R.F. Warder was not a defendant in the lawsuit because workers’ compensation provides the exclusive remedy for an employee injured or killed on the job. But Hancock’s family members – including his mother and sister — received no workers’ compensation because they sustained no economic loss due to his death, as they were not his dependents, according to the family’s counsel.
Baltimore had hired R.F Warder to repair and maintain plumbing and heating systems, the family’s complaint stated.
R.F. Warder was called about a clogged pipe at the Clifton Park pool on May 29, 2018. Workers determined a pipe had collapsed and a 15-foot-deep excavation would be required to reach it, the complaint stated. Excavation began June 4, and workers, including Hancock, entered the hole the next day with hand shovels once it had reached a depth of about 15 feet deep.
The wall near Hancock gave way and he “was completely buried in tons of dirt and debris from the collapse,” the complaint stated. Workers jumped into the excavation site to dig but were later ordered away from the site by emergency personnel, who deemed it unsafe.

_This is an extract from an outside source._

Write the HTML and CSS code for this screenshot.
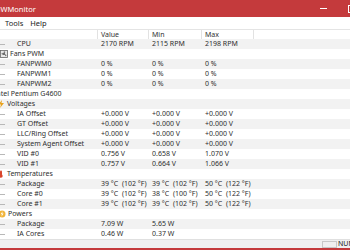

Hancock’s body was uncovered around 1:30 a.m. on June 6, according to the complaint, which said he died from asphyxiation.
Maryland Occupational Safety and Health investigated the incident and issued multiple citations carrying financial penalties against R.F. Warder for violations of the Maryland Occupational Safety and Health Act. An administrative judge later affirmed the majority of those citations and $245,500 in penalties.
According to the lawsuit, R.F. Warder employees in charge of the site did not have the required knowledge to conduct such an excavation and “were completely oblivious to the various requirements of the standard of care, laws, regulations and industry standards that apply to safe excavation at depths of five feet or greater.” The city knew the company lacked the requisite experience and a city employee had previously seen a lack of cave-in protection at one of the company’s sites, the complaint alleged.
Baltimore City Circuit Judge Kendra Y. Ausby dismissed the family’s negligent hiring claim against the city.
The Court of Special Appeals upheld the dismissal.